Musical Score Following using Statistical Inference
Josephine Cowley
TL;DR
The paper addresses real-time score following by introducing a two-stage framework that first uses a Gaussian Process with a Spectral Mixture kernel to infer likely notes from short audio frames, and then maps these in real time to score positions via a duration-sensitive Hidden Markov Model and a Windowed Viterbi algorithm. The approach demonstrates successful tracking across solo piano and other instruments, highlighting the viability of GP-based statistical inference in online Music Information Retrieval. Key contributions include the first proof-of-concept for applying Gaussian Processes to score following, a concrete two-stage architecture, and an open-source implementation with a real-time score renderer.
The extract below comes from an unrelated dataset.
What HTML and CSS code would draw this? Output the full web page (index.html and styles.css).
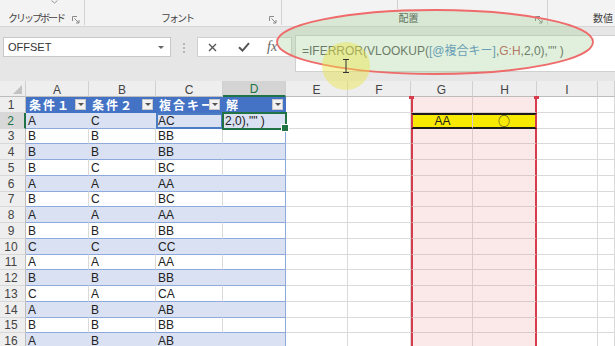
FILE: index.html
```html
<!DOCTYPE html>
<html lang="ja">
<head>
<meta charset="utf-8">
<title>Excel</title>
<link rel="stylesheet" href="styles.css">
</head>
<body>
<div class="app">
  <div class="ribbon">
    <div class="grp g1">
      <div class="gtop"><svg class="chev" width="7" height="4" viewBox="0 0 7 4"><path d="M0.5 0.5L3.5 3L6.5 0.5" stroke="#999" fill="none"/></svg></div>
      <div class="grow"><span class="glabel kana">クリップボード</span><span class="launch"><svg width="8" height="8" viewBox="0 0 8 8"><path d="M0.5 5V0.5H5M2.5 2.5L7 7M4 7H7V4" stroke="#8a8a8a" fill="none"/></svg></span></div>
    </div>
    <div class="grp g2">
      <div class="gtop"></div>
      <div class="grow"><span class="glabel kana">フォント</span><span class="launch"><svg width="8" height="8" viewBox="0 0 8 8"><path d="M0.5 5V0.5H5M2.5 2.5L7 7M4 7H7V4" stroke="#8a8a8a" fill="none"/></svg></span></div>
    </div>
    <div class="grp g3">
      <div class="gtop"><span class="tick"></span></div>
      <div class="grow"><span class="glabel">配置</span><span class="launch"><svg width="8" height="8" viewBox="0 0 8 8"><path d="M0.5 5V0.5H5M2.5 2.5L7 7M4 7H7V4" stroke="#8a8a8a" fill="none"/></svg></span></div>
    </div>
    <div class="grp g4">
      <div class="gtop"></div>
      <div class="grow"><span class="glabel left">数値</span></div>
    </div>
  </div>

  <div class="fbar">
    <div class="namebox"><span class="nm">OFFSET</span><span class="dd"></span></div>
    <div class="grip"><svg width="2" height="10" viewBox="0 0 2 10"><circle cx="1" cy="1" r="0.9" fill="#a0a0a0"/><circle cx="1" cy="5" r="0.9" fill="#a0a0a0"/><circle cx="1" cy="9" r="0.9" fill="#a0a0a0"/></svg></div>
    <div class="btns">
      <svg class="ix" width="9" height="9" viewBox="0 0 9 9"><path d="M1 1L8 8M8 1L1 8" stroke="#555" stroke-width="1.4"/></svg>
      <svg class="ick" width="12" height="10" viewBox="0 0 12 10"><path d="M1 5.2L4.5 8.6L11 1.2" stroke="#555" stroke-width="2" fill="none"/></svg>
      <span class="fx">fx</span>
    </div>
    <div class="finput">=IFERROR(VLOOKUP(<span class="rb">[@複合キー]</span>,<span class="rr">G:H</span>,2,0),"" )</div>
  </div>

  <div class="sheet">
    <div class="ch corner"><span class="tri"></span></div>
    <div class="ch">A</div><div class="ch">B</div><div class="ch">C</div><div class="ch chs">D</div>
    <div class="ch">E</div><div class="ch">F</div><div class="ch">G</div><div class="ch">H</div><div class="ch">I</div><div class="ch"></div>

    <div class="rh">1</div>
    <div class="t th"><span class="tt">条件１</span><span class="fb"></span></div>
    <div class="t th"><span class="tt">条件２</span><span class="fb"></span></div>
    <div class="t th"><span class="tt">複合キー</span><span class="fb"></span></div>
    <div class="t th"><span class="tt">解</span><span class="fb"></span></div>
    <div class="c"></div><div class="c"></div><div class="c pk pkl top"></div><div class="c pk pkr top"></div><div class="c"></div><div class="c"></div>

    <div class="rh rhs">2</div>
    <div class="t b">A</div><div class="t b">C</div><div class="t b prec">AC</div><div class="t b tr act">2,0),"" )</div>
    <div class="c"></div><div class="c"></div><div class="c pk pkl hl">AA</div><div class="c pk pkr hl"><span class="maru">○</span></div><div class="c"></div><div class="c"></div>

    <div class="rh">3</div>
    <div class="t">B</div><div class="t">B</div><div class="t">BB</div><div class="t tr"></div>
    <div class="c"></div><div class="c"></div><div class="c pk pkl"></div><div class="c pk pkr"></div><div class="c"></div><div class="c"></div>

    <div class="rh">4</div>
    <div class="t b">B</div><div class="t b">B</div><div class="t b">BB</div><div class="t b tr"></div>
    <div class="c"></div><div class="c"></div><div class="c pk pkl"></div><div class="c pk pkr"></div><div class="c"></div><div class="c"></div>

    <div class="rh">5</div>
    <div class="t">B</div><div class="t">C</div><div class="t">BC</div><div class="t tr"></div>
    <div class="c"></div><div class="c"></div><div class="c pk pkl"></div><div class="c pk pkr"></div><div class="c"></div><div class="c"></div>

    <div class="rh">6</div>
    <div class="t b">A</div><div class="t b">A</div><div class="t b">AA</div><div class="t b tr"></div>
    <div class="c"></div><div class="c"></div><div class="c pk pkl"></div><div class="c pk pkr"></div><div class="c"></div><div class="c"></div>

    <div class="rh">7</div>
    <div class="t">B</div><div class="t">C</div><div class="t">BC</div><div class="t tr"></div>
    <div class="c"></div><div class="c"></div><div class="c pk pkl"></div><div class="c pk pkr"></div><div class="c"></div><div class="c"></div>

    <div class="rh">8</div>
    <div class="t b">A</div><div class="t b">A</div><div class="t b">AA</div><div class="t b tr"></div>
    <div class="c"></div><div class="c"></div><div class="c pk pkl"></div><div class="c pk pkr"></div><div class="c"></div><div class="c"></div>

    <div class="rh">9</div>
    <div class="t">B</div><div class="t">B</div><div class="t">BB</div><div class="t tr"></div>
    <div class="c"></div><div class="c"></div><div class="c pk pkl"></div><div class="c pk pkr"></div><div class="c"></div><div class="c"></div>

    <div class="rh">10</div>
    <div class="t b">C</div><div class="t b">C</div><div class="t b">CC</div><div class="t b tr"></div>
    <div class="c"></div><div class="c"></div><div class="c pk pkl"></div><div class="c pk pkr"></div><div class="c"></div><div class="c"></div>

    <div class="rh">11</div>
    <div class="t">A</div><div class="t">A</div><div class="t">AA</div><div class="t tr"></div>
    <div class="c"></div><div class="c"></div><div class="c pk pkl"></div><div class="c pk pkr"></div><div class="c"></div><div class="c"></div>

    <div class="rh">12</div>
    <div class="t b">B</div><div class="t b">B</div><div class="t b">BB</div><div class="t b tr"></div>
    <div class="c"></div><div class="c"></div><div class="c pk pkl"></div><div class="c pk pkr"></div><div class="c"></div><div class="c"></div>

    <div class="rh">13</div>
    <div class="t">C</div><div class="t">A</div><div class="t">CA</div><div class="t tr"></div>
    <div class="c"></div><div class="c"></div><div class="c pk pkl"></div><div class="c pk pkr"></div><div class="c"></div><div class="c"></div>

    <div class="rh">14</div>
    <div class="t b">A</div><div class="t b">B</div><div class="t b">AB</div><div class="t b tr"></div>
    <div class="c"></div><div class="c"></div><div class="c pk pkl"></div><div class="c pk pkr"></div><div class="c"></div><div class="c"></div>

    <div class="rh">15</div>
    <div class="t">B</div><div class="t">B</div><div class="t">BB</div><div class="t tr"></div>
    <div class="c"></div><div class="c"></div><div class="c pk pkl"></div><div class="c pk pkr"></div><div class="c"></div><div class="c"></div>

    <div class="rh">16</div>
    <div class="t b">A</div><div class="t b">B</div><div class="t b">AB</div><div class="t b tr"></div>
    <div class="c"></div><div class="c"></div><div class="c pk pkl"></div><div class="c pk pkr"></div><div class="c"></div><div class="c"></div>
  </div>

  <svg class="overlay" width="615" height="346" viewBox="0 0 615 346">
    <ellipse cx="435" cy="42" rx="158" ry="32" fill="rgba(160,207,147,0.32)" stroke="#ef6a6a" stroke-width="1.8"/>
    <circle cx="346" cy="66" r="24" fill="rgba(236,228,70,0.45)"/>
    <path d="M343 59.5h6M346 59.5v13M343 72.5h6" stroke="#333" stroke-width="1" fill="none"/>
  </svg>
</div>
</body>
</html>
```

FILE: styles.css
```css
* { box-sizing: border-box; }
html, body { margin: 0; padding: 0; }
body {
  width: 615px;
  height: 346px;
  overflow: hidden;
  background: #fff;
  font-family: "Liberation Sans", "Noto Sans CJK JP", sans-serif;
}
.app { position: relative; width: 615px; height: 346px; overflow: hidden; }

/* ribbon */
.ribbon {
  display: flex;
  height: 27px;
  background: #f3f3f3;
  border-bottom: 1px solid #d4d4d4;
}
.grp {
  display: flex;
  flex-direction: column;
  height: 25px;
  border-right: 1px solid #d2d2d2;
}
.g1 { width: 85px; }
.g2 { width: 197px; }
.g3 { width: 266px; }
.g4 { flex: 1; border-right: none; }
.gtop { flex: 1; display: flex; align-items: flex-start; }
.chev { margin-left: 51px; }
.tick { display: block; width: 1px; height: 9px; background: #d0d0d0; margin-left: 115px; }
.grow { display: flex; align-items: flex-end; height: 14px; }
.glabel {
  flex: 1;
  text-align: center;
  font-family: "Noto Sans CJK JP", sans-serif;
  font-size: 10px;
  line-height: 12px;
  color: #444;
  padding-bottom: 1px;
}
.kana { letter-spacing: -2px; }
.glabel.left { text-align: left; padding-left: 45px; }
.launch { display: flex; width: 8px; height: 8px; margin: 0 4px 1px 0; }

/* formula bar */
.fbar {
  display: flex;
  align-items: flex-start;
  height: 54px;
  background: #e6e6e6;
}
.namebox {
  margin: 10px 0 0 3px;
  width: 168px;
  height: 20px;
  background: #fff;
  border: 1px solid #c8c8c8;
  display: flex;
  align-items: center;
  padding: 0 6px 0 4px;
  font-size: 11px;
  color: #333;
}
.nm { flex: 1; }
.dd {
  width: 0; height: 0;
  border-left: 3px solid transparent;
  border-right: 3px solid transparent;
  border-top: 3px solid #666;
}
.grip { margin: 16px 0 0 12px; width: 2px; height: 10px; display: flex; }
.btns {
  margin: 10px 0 0 12px;
  width: 95px;
  height: 20px;
  background: #fff;
  border: 1px solid #d0d0d0;
  display: flex;
  align-items: center;
}
.ix { margin-left: 10px; }
.ick { margin-left: 21px; }
.fx {
  margin-left: 17px;
  font-family: "Liberation Serif", serif;
  font-style: italic;
  font-size: 14px;
  color: #666;
}
.finput {
  margin: 8px 0 0 3px;
  flex: 1;
  height: 37px;
  background: #fff;
  border: 1px solid #d0d0d0;
  border-right: none;
  padding: 5px 0 0 6px;
  font-size: 12px;
  color: #555;
  white-space: nowrap;
}
.rb { color: #4f86c6; }
.rr { color: #c0504d; }

/* sheet */
.sheet {
  display: grid;
  grid-template-columns: 26px 63px 67px 67px 63px 62px 63px 62px 64px 61px 17px;
  grid-template-rows: 16px repeat(16, 15.75px);
  font-size: 12px;
}
.ch {
  background: #eeeeee;
  border-right: 1px solid #d0d0d0;
  border-bottom: 1px solid #bdbdbd;
  display: flex;
  align-items: center;
  justify-content: center;
  padding-top: 2px;
  color: #444;
}
.corner { justify-content: flex-end; align-items: flex-end; padding: 0 3px 2px 0; }
.tri {
  width: 0; height: 0;
  border-left: 9px solid transparent;
  border-bottom: 9px solid #c2c2c2;
}
.chs {
  background: #d4d4d4;
  color: #217346;
  border-bottom: 2px solid #217346;
}
.rh {
  background: #eeeeee;
  border-right: 1px solid #bdbdbd;
  border-bottom: 1px solid #d8d8d8;
  display: flex;
  align-items: center;
  justify-content: center;
  padding: 1px 3px 0 0;
  color: #444;
}
.rhs {
  background: #d8d8d8;
  color: #217346;
  border-right: 2px solid #217346;
}
.c, .t {
  display: flex;
  align-items: center;
  padding: 1px 0 0 2px;
  border-right: 1px solid #dadada;
  border-bottom: 1px solid #dadada;
  overflow: hidden;
  white-space: nowrap;
  color: #222;
}
.t { border-bottom-color: #8ea9db; }
.b { background: #d9e1f2; border-right-color: #d9e1f2; }
.tr { border-right-color: #8ea9db; }
.th {
  background: #4472c4;
  border-right-color: #4472c4;
  border-bottom-color: #4472c4;
  color: #fff;
  font-family: "Noto Sans CJK JP", sans-serif;
  font-weight: 700;
  font-size: 12px;
  letter-spacing: 2px;
  justify-content: space-between;
  padding-left: 3px;
}
.tt { flex: 1 1 auto; min-width: 0; overflow: hidden; white-space: nowrap; }
.fb {
  flex: 0 0 11px;
  height: 11px;
  margin-right: 2px;
  background: #f2f2f2;
  border: 1px solid #c9c9c9;
  display: flex;
  align-items: center;
  justify-content: center;
}
.fb::after {
  content: "";
  border-left: 3px solid transparent;
  border-right: 3px solid transparent;
  border-top: 3px solid #555;
}
.prec { outline: 2px solid #4a7dc4; outline-offset: -2px; }
.act {
  position: relative;
  z-index: 2;
  overflow: visible;
  outline: 2px solid #217346;
  outline-offset: -1px;
}
.act::after {
  content: "";
  position: absolute;
  right: -4px;
  bottom: -4px;
  width: 6px;
  height: 6px;
  background: #217346;
  border: 1px solid #fff;
}
.pk { background: #fbe8e8; border-right-color: #dccaca; border-bottom-color: #dccaca; }
.pkl { border-left: 2px solid #d63c4c; }
.pkr { border-right: 2px solid #d63c4c; }
.top { position: relative; overflow: visible; }
.pkl.top::before, .pkr.top::before {
  content: "";
  position: absolute;
  top: -1px;
  width: 5px;
  height: 3px;
  background: #d63c4c;
}
.pkl.top::before { left: -4px; }
.pkr.top::before { right: -4px; }
.hl {
  background: #f8e900;
  border-top: 2px solid #1a1a1a;
  border-bottom: 2px solid #1a1a1a;
  justify-content: center;
  padding: 0;
  color: #222;
  overflow: visible;
}
.maru {
  font-family: "Noto Sans CJK JP", sans-serif;
  font-size: 12px;
  line-height: 11px;
}

.overlay { position: absolute; left: 0; top: 0; pointer-events: none; }
```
The work advances MIR by showing how structured priors on harmonic content can be integrated into real-time inference, with potential impact on automatic page turning, accompaniment, and performance analytics.
Abstract
Musical score following is the real-time mapping of a performance to corresponding locations in a musical score. Score following can be used in a variety of applications including automatic page turning and real-time accompaniment. This report presents a novel approach for score following motivated by Wilson and Adams's 2013 paper, which introduces Spectral Mixture (SM) kernels for Gaussian Process (GP) regression. Since the SM kernel is derived from a Mixture of Gaussians in the frequency domain, it is particularly suitable for modelling the superposed power spectra of musical notes, in which energy is concentrated at multiples of the fundamental frequency of each note. Our score follower begins by using a GP to statistically infer the musical notes played during 800-sample 'audioframes' (~18 ms) of solo piano music. These predictions are then used in a duration-dependent Hidden Markov Model to predict the most likely score positions in real time. Our two-stage approach achieves successful score following not only on four-part hymns arranged for keyboard, but also on pieces for the violin, oboe, and flute. This showcases the powerful and flexible nature of GPs for statistical inference on musical audio signals. Given the success of this project, we contribute to the literature a first proof of concept of the application of GPs in score following, and more broadly, in online Music Information Retrieval (MIR) tasks. This project also contributes a working score follower product that renders score position in real time using an adapted open-source user interface. Areas for future work include improving accuracy on repeated notes and during heavy use of sustain pedal, adapting to minor deviations from the score, and modelling multi-instrument works.